Silicon Alley: The Road to Tomorrow’s Workforce

Tuesday, November 12, 2013
by Salem Tsegaye
Philanthropy Fellow, Arts & Historic Preservation,
and Graduate Student, MA Design Studies,
 
Silicon Alley, our City’s tech sector (and the nation’s second-largest), sounds like the younger, grittier version of its West Coast sibling. Maybe this youth and grit can serve as a metaphor for the trend we’re witnessing through digital media learning as it shifts our educational models.
 
It is no coincidence that key words at Philanthropy New York’s recent digital media discussion included youth, education and workforce development. With an emerging sector comes a new workforce, and who better than our City’s youth to fill these slots? The question then becomes how — how can we train the next gen of Silicon Alley employees and entrepreneurs?
 
The good news: a lot is happening. The New York City Department of Education’s Office of Postsecondary Readiness is working with public and private agencies to offer high school students college- and career-readiness skills and access to broadband Internet. That’s critical to digital literacy. Even more exciting, our City’s nonprofits are engaging youth in hands-on, out-of-school activities to create experiential learning spaces.
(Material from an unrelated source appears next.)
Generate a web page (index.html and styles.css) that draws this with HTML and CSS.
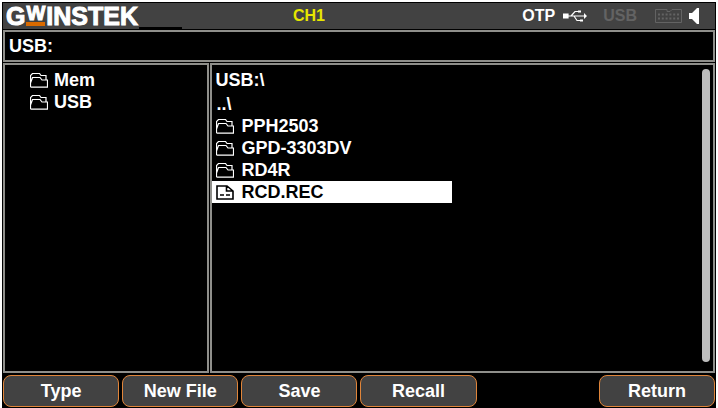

Take, for instance, Parsons and MOUSE’s gadgITERATION workshops supported by the Hive Digital Media Learning Fund in The New York Community Trust, which help students learn how to program and hardwire stuffed animals, transforming them into animate clapping machines. The opportunity to improve digital literacy by hacking a teddy bear could be the spark a high school freshman needs to pursue higher education in technology, perhaps enrolling at Cornell NYC Tech in four years, in time for the opening of its new Roosevelt Island campus. Intertwining academic excellence with commercial success and societal good, Cornell Tech emphasizes application in learning by engaging students with practitioners and requiring projects with organizations off campus.
 
Next, we need to focus on workforce development. The Partnership for New York City cited the skills gap between new tech jobs and what young people are being taught. More students are going to need at least associates degrees to succeed in tech.  It’s clear the philanthropic and tech sectors aren’t coordinating enough. We can start by encouraging startups to serve as job training sites for the City’s talented young adults; or maybe our next mayor can find creative ways to build on Bloomberg’s legacy.
 
In the meantime, we can continue to promote Silicon Alley for all its youth and grit — youthful in that it still has room to grow, and gritty in its unconventional approach. In any case: rest assured, the City paves the way.